Alaina Henry, Crystal Martin, Alan Dressler, Marcin Sawicki, Patrick McCarthy
Using new Keck DEIMOS spectroscopy, we examine the origin of the steep number
counts of ultra-faint emission-line galaxies recently reported by Dressler et
al. (2011). We confirm six Lyman Alpha emitters (LAEs), three of which have
significant asymmetric line profiles with prominent wings extending 300-400
km/s redward of the peak emission. With these six LAEs, we revise our previous
estimate of the number of faint LAEs in the Dressler et al. survey. Combining
these data with the density of bright LAEs in the Cosmic Origins Survey and
Subaru Deep Field provides the best constraints to date on the redshift 5.7 LAE
luminosity function (LF). Schechter function parameters, phi^* = 4.5 x 10^{-4}
Mpc^{-3}, L^* = 9.1 x 10^{42} erg s^{-1}, and alpha= -1.70, are estimated using
a maximum likelihood technique with a model for slit losses.

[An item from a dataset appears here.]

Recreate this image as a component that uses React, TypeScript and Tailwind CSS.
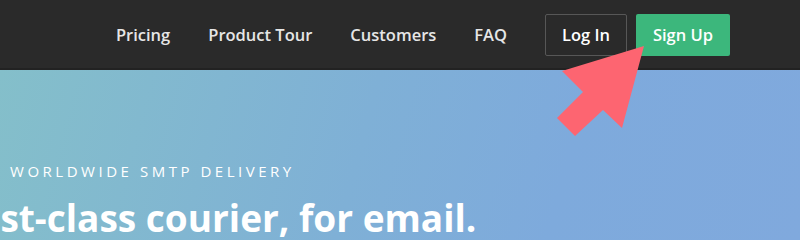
import React from 'react';

const navLinks = ['Pricing', 'Product Tour', 'Customers', 'FAQ'];

export default function App() {
  return (
    <div className="relative w-[800px] h-[240px] overflow-hidden font-['Open_Sans',sans-serif]">
      <header className="h-[70px] bg-[#2a2a2a] border-b-2 border-[#222222] flex items-center justify-end pr-[70px] pt-[2px]">
        <nav className="flex items-center gap-[38px] pt-[1px]">
          {navLinks.map((link) => (
            <a key={link} className="text-[16.5px] font-semibold text-[#e6e6e6] leading-none">
              {link}
            </a>
          ))}
        </nav>
        <div className="flex items-center gap-[9px] ml-[38px]">
          <button className="w-[82px] h-[42px] border border-[#575757] rounded-[2px] text-[16.5px] font-semibold text-white">
            Log In
          </button>
          <button className="w-[94px] h-[42px] bg-[#3cb77c] rounded-[2px] text-[16.5px] font-semibold text-white">
            Sign Up
          </button>
        </div>
      </header>

      <section className="h-[170px] bg-[linear-gradient(105deg,#84bfca_0%,#7fb0d6_45%,#7eaadc_70%,#80a9dd_100%)] pt-[91px]">
        <p className="pl-[10px] text-[15px] leading-[20px] tracking-[0.235em] text-white">
          WORLDWIDE SMTP DELIVERY
        </p>
        <h1 className="ml-[-48px] mt-[15px] text-[37px] leading-[44px] font-bold text-white whitespace-nowrap">
          First-class courier, for email.
        </h1>
      </section>

      <svg className="absolute left-0 top-0 pointer-events-none" width="800" height="240" viewBox="0 0 800 240">
        <polygon
          points="644,46 562,71 583,92 557,118 575,136 603,110 622,128"
          fill="#fd6571"
        />
      </svg>
    </div>
  );
}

To place this
result in the context of the UV-selected galaxy population, we investigate how
various parameterizations of the Lyman Alpha equivalent width distribution,
along with the measured UV-continuum LF, affect shape and normalization of the
Lyman Alpha LF. The nominal model, which uses z~6 equivalent widths from the
literature, falls short of the observed space density of LAEs at the bright
end, possibly indicating a need for higher equivalent widths. This
parameterization of the equivalent width distribution implies that as many as
50% of our faintest LAEs should have M_{UV} > -18.0, rendering them
undetectable in even the deepest Hubble Space Telescope surveys at this
redshift. Hence, ultra-deep emission-line surveys find some of the faintest
galaxies ever observed at the end of the reionization epoch. Such faint
galaxies likely enrich the intergalactic medium with metals and maintain its
ionized state. Observations of these objects provide a glimpse of the building
blocks of present-day galaxies at an early time.